Topher did come back to see Martin – more than 50 times according to the official record. He has some good memories of the experience and some uneasiness about it.

‘Outside of his office was incredibly clumsy and awkward for me and a number of others, but inside the office was completely informal, completely like a haven. It felt safe. Felt welcoming … I found that it’s really messed up my thinking in terms of: that was comfortable but all this other stuff happened.’

Though he has no specific memories of the ‘other stuff’ that happened, Topher can recall surrounding occurrences that suggest that Martin was sexually abusing him during the counselling sessions. For instance, Topher said, ‘I have a vague memory of tucking myself in while racing out the door’.

After he left high school, Topher continued to see Martin regularly at Martin’s home. They kept in contact for several years. Then when Topher was in his early 20s he called up Martin and had what would turn out to be their final conversation.

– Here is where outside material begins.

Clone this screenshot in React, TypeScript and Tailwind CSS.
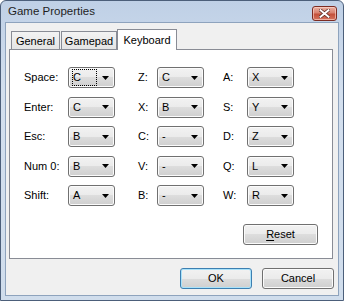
import React from 'react'

const rows: [string, string, string, string, string, string][] = [
  ['Space:', 'C', 'Z:', 'C', 'A:', 'X'],
  ['Enter:', 'C', 'X:', 'B', 'S:', 'Y'],
  ['Esc:', 'B', 'C:', '-', 'D:', 'Z'],
  ['Num 0:', 'B', 'V:', '-', 'Q:', 'L'],
  ['Shift:', 'A', 'B:', '-', 'W:', 'R'],
]

const btnFace =
  'bg-[linear-gradient(#f2f2f2_0%,#ebebeb_50%,#dddddd_50%,#cfcfcf_100%)] shadow-[inset_0_0_0_1px_#fbfbfb]'

function Combo({ value, focused }: { value: string; focused?: boolean }) {
  return (
    <div
      className={`relative flex h-[21px] w-[47px] items-center rounded-[3px] border border-[#707070] pl-[3px] pr-[5px] ${btnFace}`}
    >
      <span
        className={`flex h-[17px] items-center pl-[1px] ${
          focused ? 'w-[25px] outline outline-1 outline-dotted outline-black -outline-offset-1' : ''
        }`}
      >
        {value}
      </span>
      <svg className="ml-auto" width="7" height="4" viewBox="0 0 7 4">
        <path d="M0 0h7L3.5 4z" fill="#000" />
      </svg>
    </div>
  )
}

function Tab({ label, width, active }: { label: string; width: string; active?: boolean }) {
  if (active) {
    return (
      <div
        className={`relative z-10 -mb-px flex h-[21px] items-start justify-center border border-b-0 border-[#898c95] bg-white pt-[2px] ${width}`}
      >
        {label}
      </div>
    )
  }
  return (
    <div
      className={`flex h-[18px] items-center justify-center border border-b-0 border-[#898c95] bg-[linear-gradient(#f3f3f3,#e4e4e4)] pt-[1px] ${width}`}
    >
      {label}
    </div>
  )
}

export default function App() {
  return (
    <div className="h-[301px] w-[344px] overflow-hidden bg-white">
      <div className="flex h-full w-full flex-col rounded-t-[6px] border border-[#4c5f7a] bg-[linear-gradient(#bfd0e6,#d3dfee_30%,#d0ddec)] font-['Liberation_Sans',Arial,sans-serif] text-[11px] text-black">
        {/* title bar */}
        <div className="flex h-[21px] shrink-0 items-center pl-[7px] pr-[6px]">
          <span className="text-[11.5px] leading-none text-[#1e1e1e]">Game Properties</span>
          <div className="ml-auto mt-[3px] flex h-[15px] w-[25px] items-center justify-center rounded-[3px] border border-[#7d2c22] bg-[linear-gradient(#eab1a3_0%,#d98270_45%,#c4503a_55%,#d5735e_100%)] shadow-[inset_0_0_0_1px_rgba(255,220,210,0.6)]">
            <svg width="11" height="9" viewBox="0 0 11 9">
              <path d="M1.5 1.2L9.5 7.8M9.5 1.2L1.5 7.8" stroke="#5a2a22" strokeWidth="3.4" strokeLinecap="square" />
              <path d="M1.5 1.2L9.5 7.8M9.5 1.2L1.5 7.8" stroke="#ffffff" strokeWidth="2" strokeLinecap="square" />
            </svg>
          </div>
        </div>

        {/* client area */}
        <div className="mx-[4px] mb-[4px] flex flex-1 flex-col border border-[#8ea3bd] bg-[#f0f0f0]">
          <div className="ml-[5px] mt-[6px] flex items-end">
            <Tab label="General" width="w-[49px]" />
            <div className="w-px" />
            <Tab label="Gamepad" width="w-[56px]" />
            <Tab label="Keyboard" width="w-[60px]" active />
          </div>

          <div className="ml-[3px] flex h-[210px] w-[324px] flex-col border border-[#898c95] bg-white pl-[14px] pr-[14px] pt-[17px]">
            <div className="grid grid-cols-[44px_47px_23px_19px_47px_19px_24px_47px] gap-y-[8.5px]">
              {rows.map((r, i) => (
                <React.Fragment key={i}>
                  <div className="flex h-[21px] items-center">{r[0]}</div>
                  <Combo value={r[1]} focused={i === 0} />
                  <div />
                  <div className="flex h-[21px] items-center">{r[2]}</div>
                  <Combo value={r[3]} />
                  <div />
                  <div className="flex h-[21px] items-center">{r[4]}</div>
                  <Combo value={r[5]} />
                </React.Fragment>
              ))}
            </div>
            <div className="mt-[18px] flex justify-end">
              <button
                className={`flex h-[21px] w-[75px] items-center justify-center rounded-[3px] border border-[#707070] ${btnFace}`}
              >
                <span>
                  <span className="underline underline-offset-2">R</span>eset
                </span>
              </button>
            </div>
          </div>

          <div className="mt-[9px] flex justify-end gap-[10px] pr-[4px]">
            <button className="flex h-[21px] w-[72px] items-center justify-center rounded-[3px] border border-[#3c7fb1] bg-[linear-gradient(#f2f2f2_0%,#ebebeb_50%,#dddddd_50%,#cfcfcf_100%)] shadow-[inset_0_0_0_1px_#a9e2fa]">
              OK
            </button>
            <button
              className={`flex h-[21px] w-[72px] items-center justify-center rounded-[3px] border border-[#707070] ${btnFace}`}
            >
              Cancel
            </button>
          </div>
        </div>
      </div>
    </div>
  )
}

‘He said to me, “Look, we’ve got an unhealthy co-dependent relationship. You don’t know me. People only tell you what they want you to know. And you’re better off with me being dead”.’

A short while later Martin committed suicide and the truth came out. It was a painful and confusing time for Topher. He’d come to Martin as a lost boy, desperate for a male role model in his life, and Martin had come to play that role. This messed with Topher’s head to the point, he said, where Martin ‘and my real dad have been confused within my mind’.

As well as associating Martin with his father, Topher personally identified with him. This caused psychological havoc when Topher discovered that Martin was a paedophile.

‘My internal dialogue, my internal thinking, was very dark. Looking back now it’s very disturbing. I certainly didn’t like myself at all. I certainly saw myself to be closely knitted to him as really akin, I use that word: that I was akin to him. So for that whole 10, 20 years I felt terrified that – well if I felt so close to him I was terrified I was going to turn into the same kind of monster that he was.’

Topher has since learned through therapy that such feelings are a normal part of the confusion that arises from child sexual abuse, but at the time he was so frightened of being seen as a monster that he buried his memories and barely mentioned his experiences to anyone.

His memories, however, would not stay buried. Several years after Martin’s death, Topher was at work one day, reading an online article about child sexual abuse, when suddenly he broke down.

‘For some reason it just set me off. I just broke down there at work, and my colleagues just kicked me out the door and said, “Go to the gardens, go for a walk, call the employment assistance program” … So I called them and booked in and started getting counselling until I could get organised to see the therapist I’m now seeing who specialises in this area.’

Therapy helped Topher to feel strong enough to take the next step in his healing process, which was to contact the Anglican diocese. He was impressed with their response. They arranged to pay for his therapy, encouraged him to speak to a lawyer and gave him the contact details for a police intelligence officer.

Topher reported his experiences to police and they added his statement to their intelligence files. He also spoke to a lawyer who is currently helping him to pursue further negotiations with the Anglican Church. Throughout the process Topher has been supported by friends and family, including his wife who accompanied him to his session with the Royal Commission.

‘I feel very fortunate. I’ve got a really supportive family and friend network. I’m very thankful for that. I know others in my situation have had less and not survived at all. So I’m very thankful to have the support around me that I do have.’